* **Work to complete**:
Reproduce all of the data below without alteration; exclude every picture.

* **Given information**:
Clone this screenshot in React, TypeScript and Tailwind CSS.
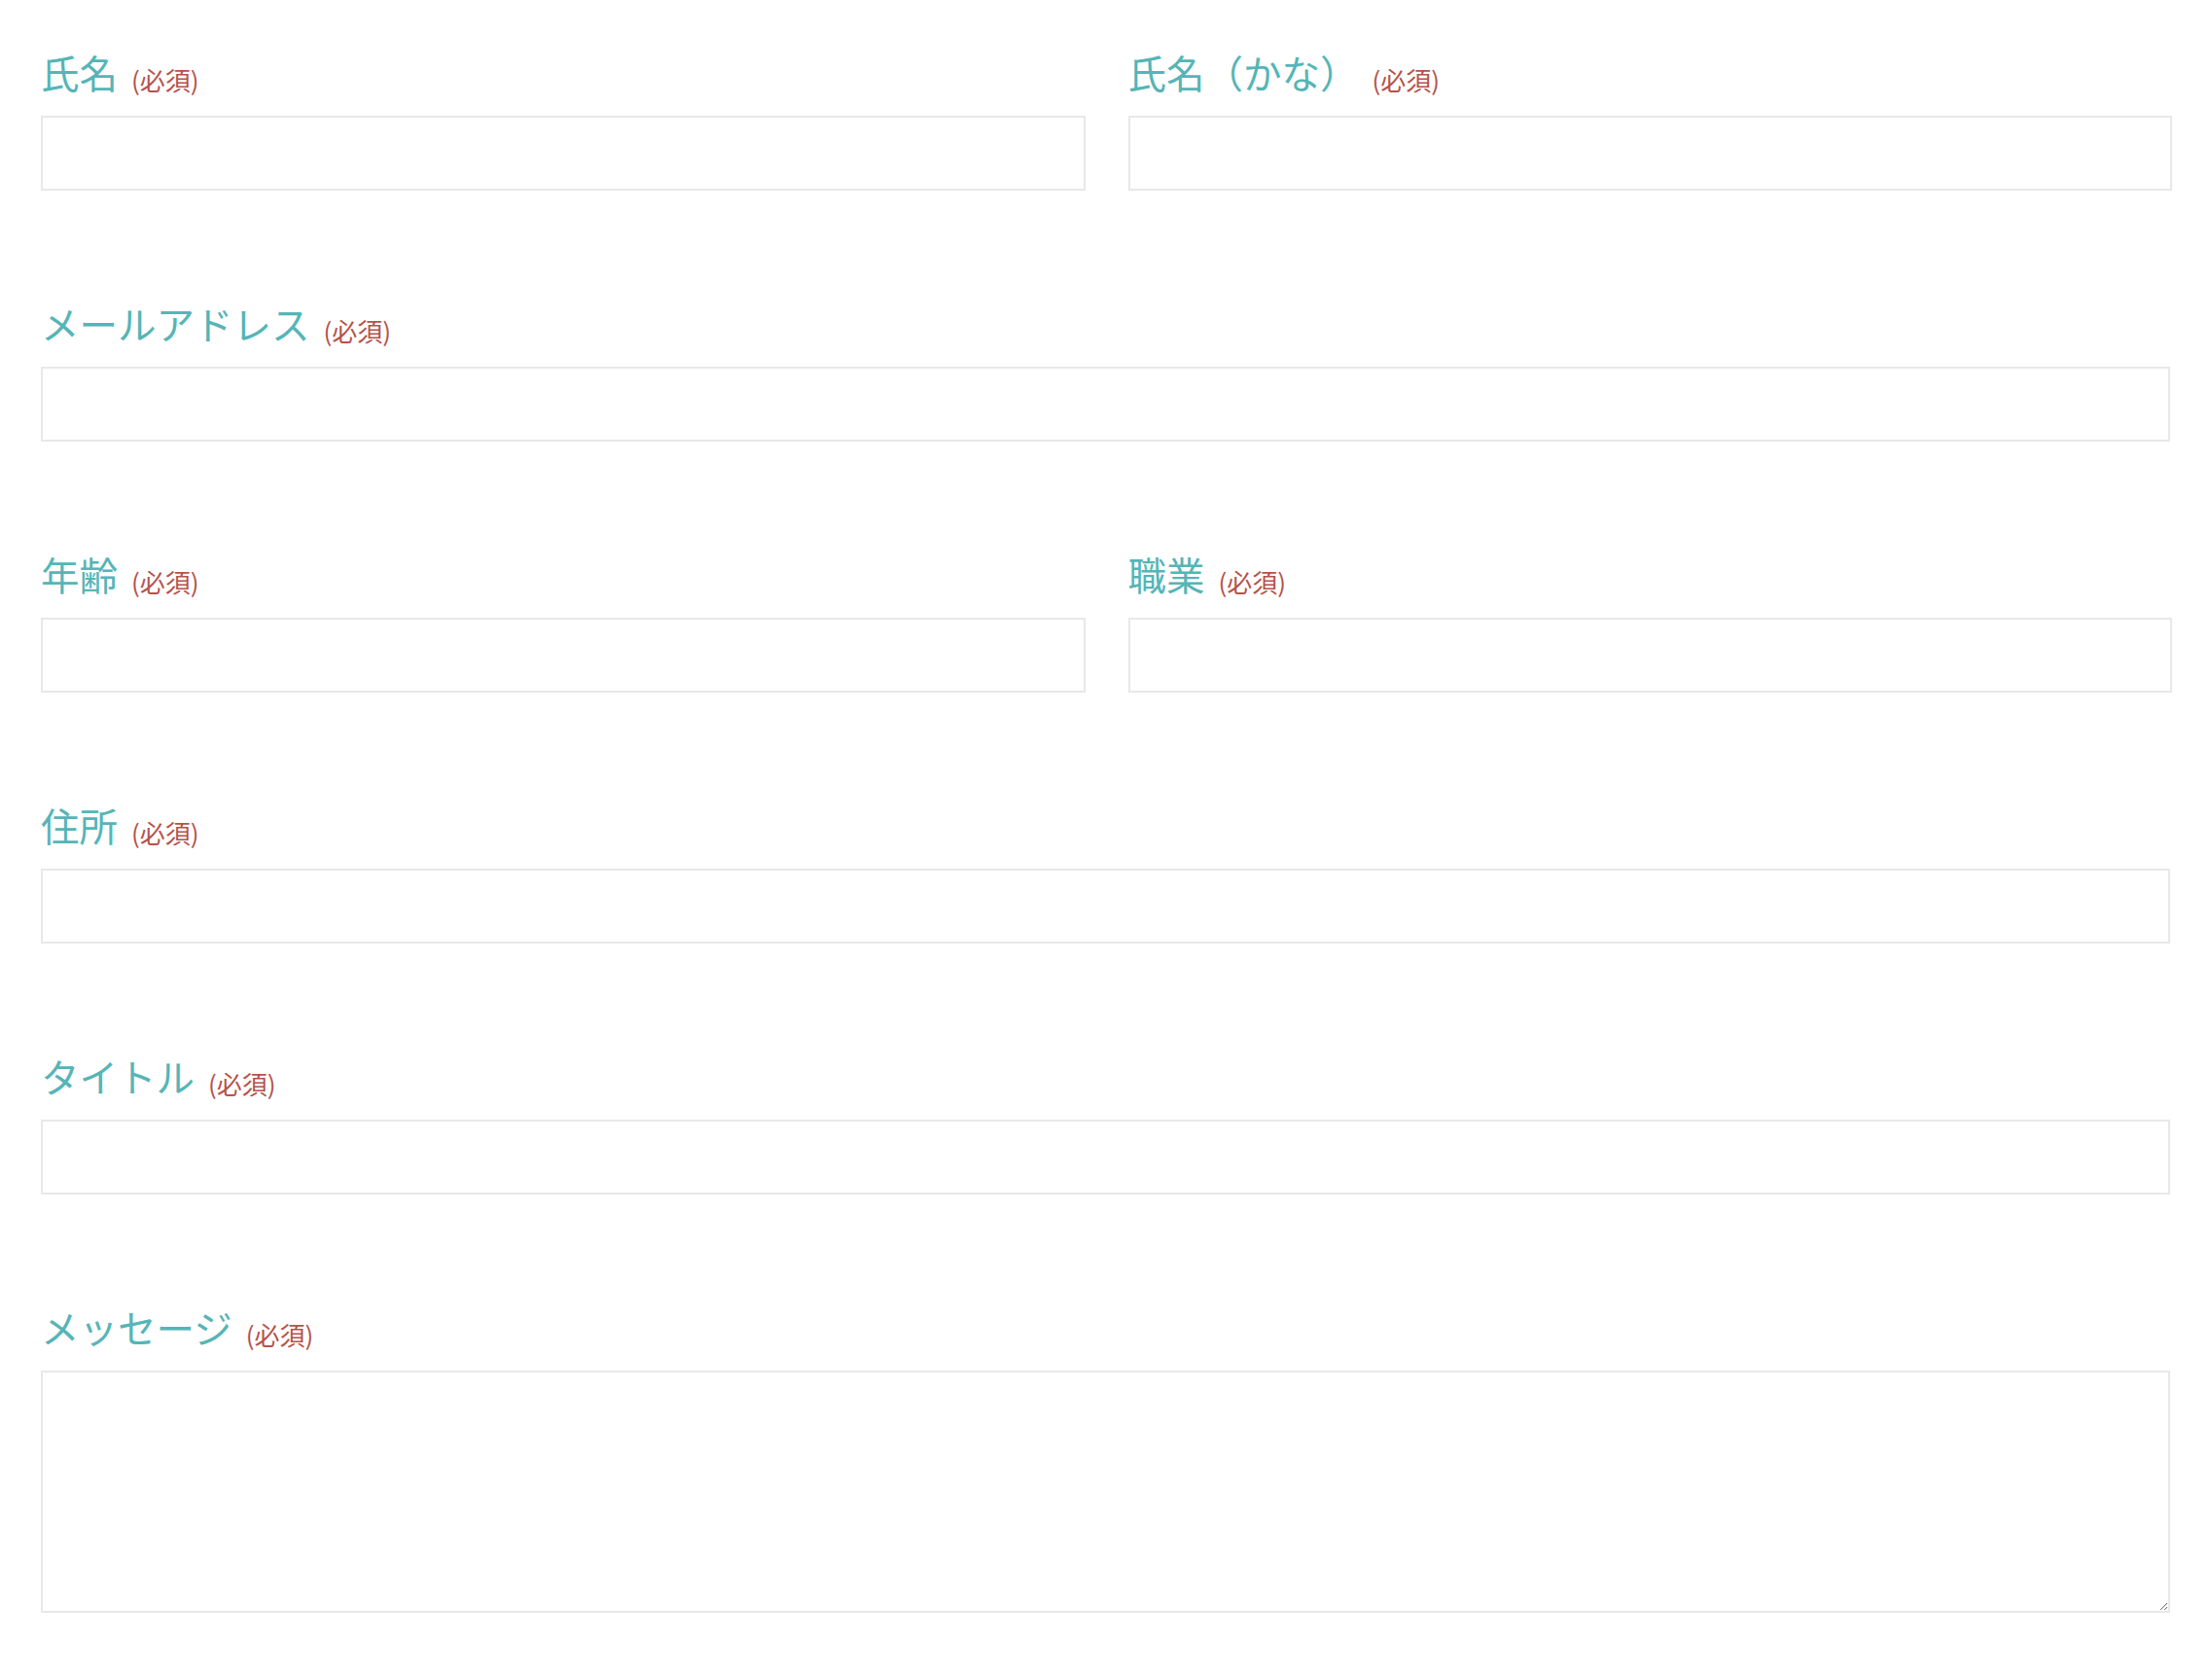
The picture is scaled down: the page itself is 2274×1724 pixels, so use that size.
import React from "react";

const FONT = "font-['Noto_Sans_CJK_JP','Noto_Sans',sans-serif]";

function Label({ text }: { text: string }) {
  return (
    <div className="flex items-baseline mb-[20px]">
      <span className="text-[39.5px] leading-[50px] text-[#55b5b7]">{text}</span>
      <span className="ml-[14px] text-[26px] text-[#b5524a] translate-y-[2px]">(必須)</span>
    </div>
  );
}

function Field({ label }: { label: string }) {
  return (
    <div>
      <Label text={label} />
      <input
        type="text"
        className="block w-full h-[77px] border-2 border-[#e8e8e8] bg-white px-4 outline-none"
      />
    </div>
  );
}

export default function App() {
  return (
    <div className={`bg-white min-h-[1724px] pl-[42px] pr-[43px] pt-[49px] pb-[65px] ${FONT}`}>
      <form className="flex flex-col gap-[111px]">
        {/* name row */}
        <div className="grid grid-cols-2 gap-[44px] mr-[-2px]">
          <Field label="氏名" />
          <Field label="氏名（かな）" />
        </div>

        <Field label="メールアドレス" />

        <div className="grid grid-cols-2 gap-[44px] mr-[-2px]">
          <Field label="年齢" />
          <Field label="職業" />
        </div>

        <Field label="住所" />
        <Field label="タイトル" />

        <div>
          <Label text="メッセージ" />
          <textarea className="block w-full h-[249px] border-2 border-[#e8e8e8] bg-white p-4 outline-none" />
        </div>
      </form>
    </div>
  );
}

* **Output of the task**:
Clone this screenshot in React, TypeScript and Tailwind CSS.
The picture is scaled down: the page itself is 2274×1724 pixels, so use that size.
import React from "react";

const FONT = "font-['Noto_Sans_CJK_JP','Noto_Sans',sans-serif]";

function Label({ text }: { text: string }) {
  return (
    <div className="flex items-baseline mb-[20px]">
      <span className="text-[39.5px] leading-[50px] text-[#55b5b7]">{text}</span>
      <span className="ml-[14px] text-[26px] text-[#b5524a] translate-y-[2px]">(必須)</span>
    </div>
  );
}

function Field({ label }: { label: string }) {
  return (
    <div>
      <Label text={label} />
      <input
        type="text"
        className="block w-full h-[77px] border-2 border-[#e8e8e8] bg-white px-4 outline-none"
      />
    </div>
  );
}

export default function App() {
  return (
    <div className={`bg-white min-h-[1724px] pl-[42px] pr-[43px] pt-[49px] pb-[65px] ${FONT}`}>
      <form className="flex flex-col gap-[111px]">
        {/* name row */}
        <div className="grid grid-cols-2 gap-[44px] mr-[-2px]">
          <Field label="氏名" />
          <Field label="氏名（かな）" />
        </div>

        <Field label="メールアドレス" />

        <div className="grid grid-cols-2 gap-[44px] mr-[-2px]">
          <Field label="年齢" />
          <Field label="職業" />
        </div>

        <Field label="住所" />
        <Field label="タイトル" />

        <div>
          <Label text="メッセージ" />
          <textarea className="block w-full h-[249px] border-2 border-[#e8e8e8] bg-white p-4 outline-none" />
        </div>
      </form>
    </div>
  );
}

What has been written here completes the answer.